**Task to complete**
Leave out any picture and return the remaining listing below exactly as given.

+-------+

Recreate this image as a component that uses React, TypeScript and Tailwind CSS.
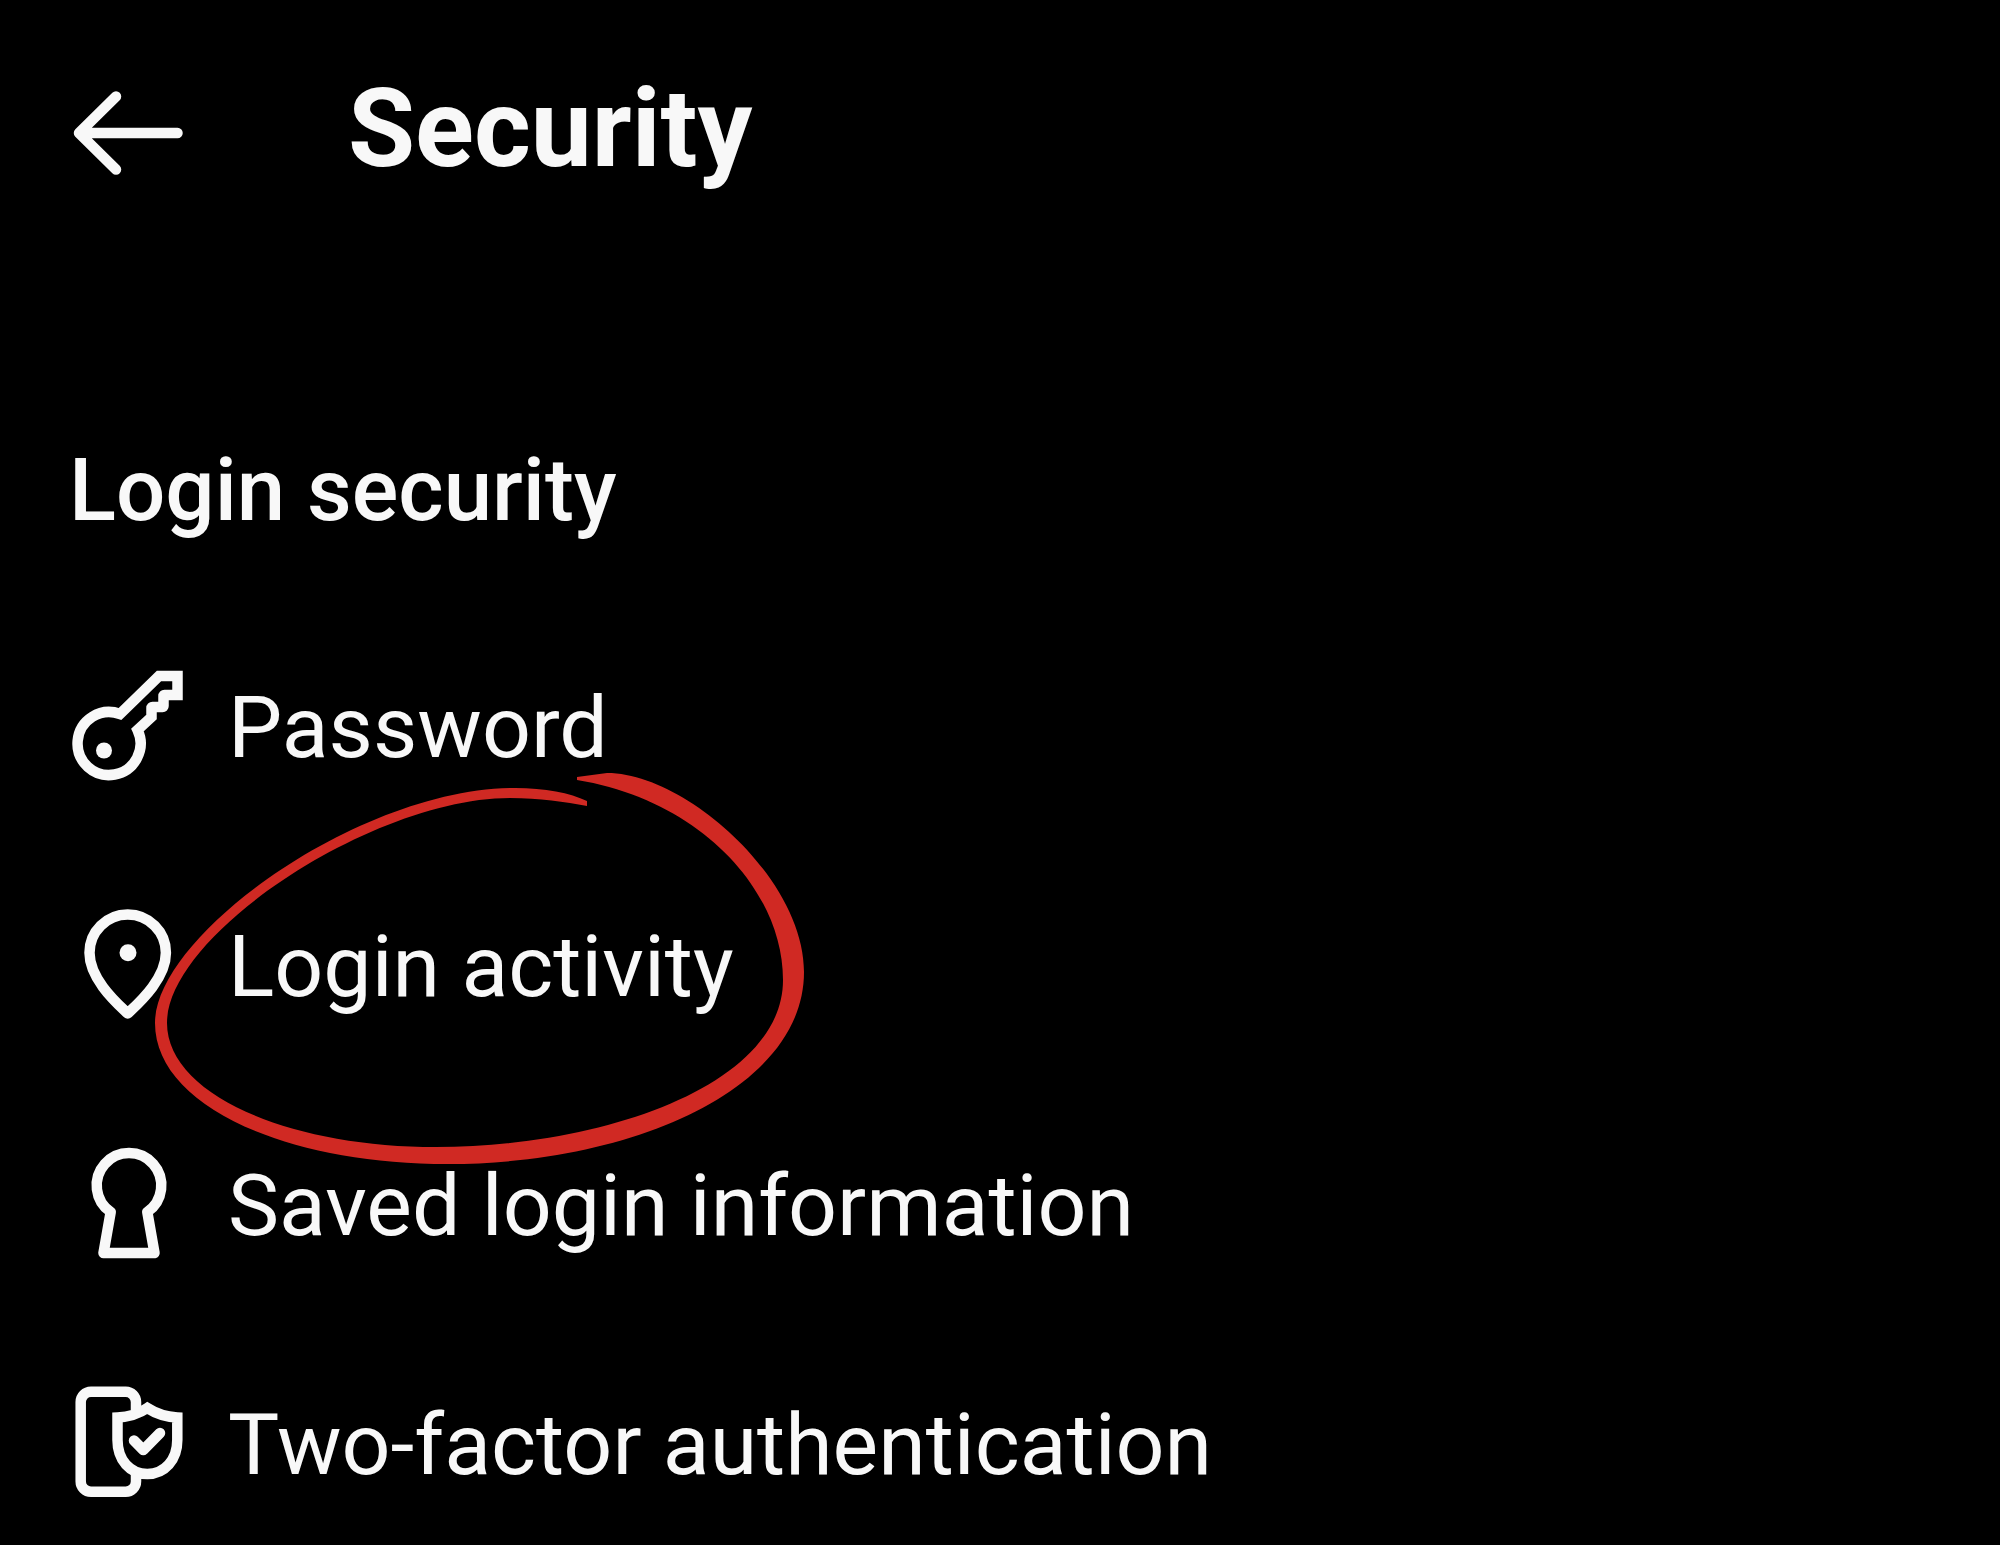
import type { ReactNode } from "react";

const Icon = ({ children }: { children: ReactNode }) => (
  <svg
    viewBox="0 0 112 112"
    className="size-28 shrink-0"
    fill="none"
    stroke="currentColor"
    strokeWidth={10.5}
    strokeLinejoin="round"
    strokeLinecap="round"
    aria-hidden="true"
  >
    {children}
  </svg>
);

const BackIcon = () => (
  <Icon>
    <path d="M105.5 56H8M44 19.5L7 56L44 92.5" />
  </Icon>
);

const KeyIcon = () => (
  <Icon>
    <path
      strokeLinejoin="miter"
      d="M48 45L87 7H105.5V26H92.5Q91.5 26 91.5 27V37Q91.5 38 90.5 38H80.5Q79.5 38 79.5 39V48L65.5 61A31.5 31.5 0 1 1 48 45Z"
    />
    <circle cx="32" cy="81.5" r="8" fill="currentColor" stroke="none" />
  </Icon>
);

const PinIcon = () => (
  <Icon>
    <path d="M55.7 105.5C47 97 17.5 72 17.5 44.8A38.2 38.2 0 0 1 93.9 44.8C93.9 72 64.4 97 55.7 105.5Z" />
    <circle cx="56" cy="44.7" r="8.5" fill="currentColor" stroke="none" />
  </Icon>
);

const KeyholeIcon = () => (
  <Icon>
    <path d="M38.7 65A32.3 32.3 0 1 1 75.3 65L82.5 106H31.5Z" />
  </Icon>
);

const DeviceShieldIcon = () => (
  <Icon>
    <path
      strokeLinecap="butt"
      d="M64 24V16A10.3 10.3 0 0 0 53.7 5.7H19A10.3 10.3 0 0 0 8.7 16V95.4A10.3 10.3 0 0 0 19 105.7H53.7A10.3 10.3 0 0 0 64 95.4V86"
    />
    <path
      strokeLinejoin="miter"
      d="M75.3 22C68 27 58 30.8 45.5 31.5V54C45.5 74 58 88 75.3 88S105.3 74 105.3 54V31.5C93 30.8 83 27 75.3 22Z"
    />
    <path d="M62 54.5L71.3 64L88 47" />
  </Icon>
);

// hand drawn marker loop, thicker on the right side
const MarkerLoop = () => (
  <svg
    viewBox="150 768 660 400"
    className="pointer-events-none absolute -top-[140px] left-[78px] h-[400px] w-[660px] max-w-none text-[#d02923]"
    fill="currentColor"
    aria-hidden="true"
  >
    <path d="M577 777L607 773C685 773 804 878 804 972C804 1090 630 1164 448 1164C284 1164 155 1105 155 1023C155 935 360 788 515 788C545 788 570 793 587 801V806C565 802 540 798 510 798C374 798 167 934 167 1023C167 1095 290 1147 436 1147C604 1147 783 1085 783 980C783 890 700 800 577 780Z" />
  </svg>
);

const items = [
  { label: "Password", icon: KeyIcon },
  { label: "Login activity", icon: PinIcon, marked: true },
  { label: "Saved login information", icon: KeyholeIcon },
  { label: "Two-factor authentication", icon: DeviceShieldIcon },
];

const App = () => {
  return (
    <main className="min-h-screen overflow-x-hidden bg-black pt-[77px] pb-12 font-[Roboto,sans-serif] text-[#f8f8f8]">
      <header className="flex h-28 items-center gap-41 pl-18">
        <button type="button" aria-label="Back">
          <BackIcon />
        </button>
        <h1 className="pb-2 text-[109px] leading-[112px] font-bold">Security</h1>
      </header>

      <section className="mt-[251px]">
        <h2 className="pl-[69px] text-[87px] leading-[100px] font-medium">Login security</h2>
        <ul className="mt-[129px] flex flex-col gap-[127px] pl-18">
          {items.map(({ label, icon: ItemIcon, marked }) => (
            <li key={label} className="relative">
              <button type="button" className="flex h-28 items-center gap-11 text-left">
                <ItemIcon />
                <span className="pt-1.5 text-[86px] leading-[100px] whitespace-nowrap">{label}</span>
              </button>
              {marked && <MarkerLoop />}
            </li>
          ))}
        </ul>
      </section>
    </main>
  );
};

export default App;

+-------+

**Written solution**
Recreate this image as a component that uses React, TypeScript and Tailwind CSS.
import type { ReactNode } from "react";

const Icon = ({ children }: { children: ReactNode }) => (
  <svg
    viewBox="0 0 112 112"
    className="size-28 shrink-0"
    fill="none"
    stroke="currentColor"
    strokeWidth={10.5}
    strokeLinejoin="round"
    strokeLinecap="round"
    aria-hidden="true"
  >
    {children}
  </svg>
);

const BackIcon = () => (
  <Icon>
    <path d="M105.5 56H8M44 19.5L7 56L44 92.5" />
  </Icon>
);

const KeyIcon = () => (
  <Icon>
    <path
      strokeLinejoin="miter"
      d="M48 45L87 7H105.5V26H92.5Q91.5 26 91.5 27V37Q91.5 38 90.5 38H80.5Q79.5 38 79.5 39V48L65.5 61A31.5 31.5 0 1 1 48 45Z"
    />
    <circle cx="32" cy="81.5" r="8" fill="currentColor" stroke="none" />
  </Icon>
);

const PinIcon = () => (
  <Icon>
    <path d="M55.7 105.5C47 97 17.5 72 17.5 44.8A38.2 38.2 0 0 1 93.9 44.8C93.9 72 64.4 97 55.7 105.5Z" />
    <circle cx="56" cy="44.7" r="8.5" fill="currentColor" stroke="none" />
  </Icon>
);

const KeyholeIcon = () => (
  <Icon>
    <path d="M38.7 65A32.3 32.3 0 1 1 75.3 65L82.5 106H31.5Z" />
  </Icon>
);

const DeviceShieldIcon = () => (
  <Icon>
    <path
      strokeLinecap="butt"
      d="M64 24V16A10.3 10.3 0 0 0 53.7 5.7H19A10.3 10.3 0 0 0 8.7 16V95.4A10.3 10.3 0 0 0 19 105.7H53.7A10.3 10.3 0 0 0 64 95.4V86"
    />
    <path
      strokeLinejoin="miter"
      d="M75.3 22C68 27 58 30.8 45.5 31.5V54C45.5 74 58 88 75.3 88S105.3 74 105.3 54V31.5C93 30.8 83 27 75.3 22Z"
    />
    <path d="M62 54.5L71.3 64L88 47" />
  </Icon>
);

// hand drawn marker loop, thicker on the right side
const MarkerLoop = () => (
  <svg
    viewBox="150 768 660 400"
    className="pointer-events-none absolute -top-[140px] left-[78px] h-[400px] w-[660px] max-w-none text-[#d02923]"
    fill="currentColor"
    aria-hidden="true"
  >
    <path d="M577 777L607 773C685 773 804 878 804 972C804 1090 630 1164 448 1164C284 1164 155 1105 155 1023C155 935 360 788 515 788C545 788 570 793 587 801V806C565 802 540 798 510 798C374 798 167 934 167 1023C167 1095 290 1147 436 1147C604 1147 783 1085 783 980C783 890 700 800 577 780Z" />
  </svg>
);

const items = [
  { label: "Password", icon: KeyIcon },
  { label: "Login activity", icon: PinIcon, marked: true },
  { label: "Saved login information", icon: KeyholeIcon },
  { label: "Two-factor authentication", icon: DeviceShieldIcon },
];

const App = () => {
  return (
    <main className="min-h-screen overflow-x-hidden bg-black pt-[77px] pb-12 font-[Roboto,sans-serif] text-[#f8f8f8]">
      <header className="flex h-28 items-center gap-41 pl-18">
        <button type="button" aria-label="Back">
          <BackIcon />
        </button>
        <h1 className="pb-2 text-[109px] leading-[112px] font-bold">Security</h1>
      </header>

      <section className="mt-[251px]">
        <h2 className="pl-[69px] text-[87px] leading-[100px] font-medium">Login security</h2>
        <ul className="mt-[129px] flex flex-col gap-[127px] pl-18">
          {items.map(({ label, icon: ItemIcon, marked }) => (
            <li key={label} className="relative">
              <button type="button" className="flex h-28 items-center gap-11 text-left">
                <ItemIcon />
                <span className="pt-1.5 text-[86px] leading-[100px] whitespace-nowrap">{label}</span>
              </button>
              {marked && <MarkerLoop />}
            </li>
          ))}
        </ul>
      </section>
    </main>
  );
};

export default App;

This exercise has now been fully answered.